\(\rho_n=\cfrac{8\pi}{\lambda^4}\)
why is this different from,
\(\rho_n=\cfrac{8\pi}{c^3}f^2\)
Because in actual,
\(\rho_{n\,\lambda}=\cfrac{dn_s}{d\lambda}=\cfrac{8\pi}{\lambda^4}\)
and
\(\rho_{n\,f}=\cfrac{dn_s}{df}=\cfrac{8\pi}{c^3}f^2\)
Because,
\(f\lambda=c\)
\(df\lambda+fd\lambda=0\)
\(df=-\cfrac{f}{\lambda}d\lambda\)
and
\(\rho_{n\,\lambda}*\cfrac{d\lambda}{df}=\cfrac{dn_s}{d\lambda}\cfrac{d\lambda}{df}=\cfrac{dn_s}{df}=\rho_{n\,f}\)
So,
\(\rho_{n\,f}=\cfrac{8\pi}{\lambda^4}*\cfrac{\lambda}{f}=\cfrac{8\pi}{\lambda^3}*\cfrac{1}{f}\)

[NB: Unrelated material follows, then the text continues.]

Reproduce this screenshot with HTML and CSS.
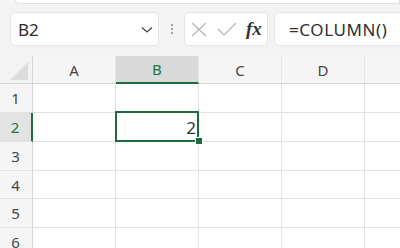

\(\rho_{n\,f}=\cfrac{8\pi}{c^3}*\cfrac{f^3}{f}=\cfrac{8\pi}{c^3}f^2\)
It is a mistake to just substitute for \(\lambda=\cfrac{c}{f}\)
\(\rho_n=\cfrac{8\pi}{\lambda^4}=\cfrac{8\pi}{\left(\cfrac{c}{f}\right)^4}=\cfrac{8\pi}{c^4}f^4\ne\rho_{n\,f}\)
Have a nice day.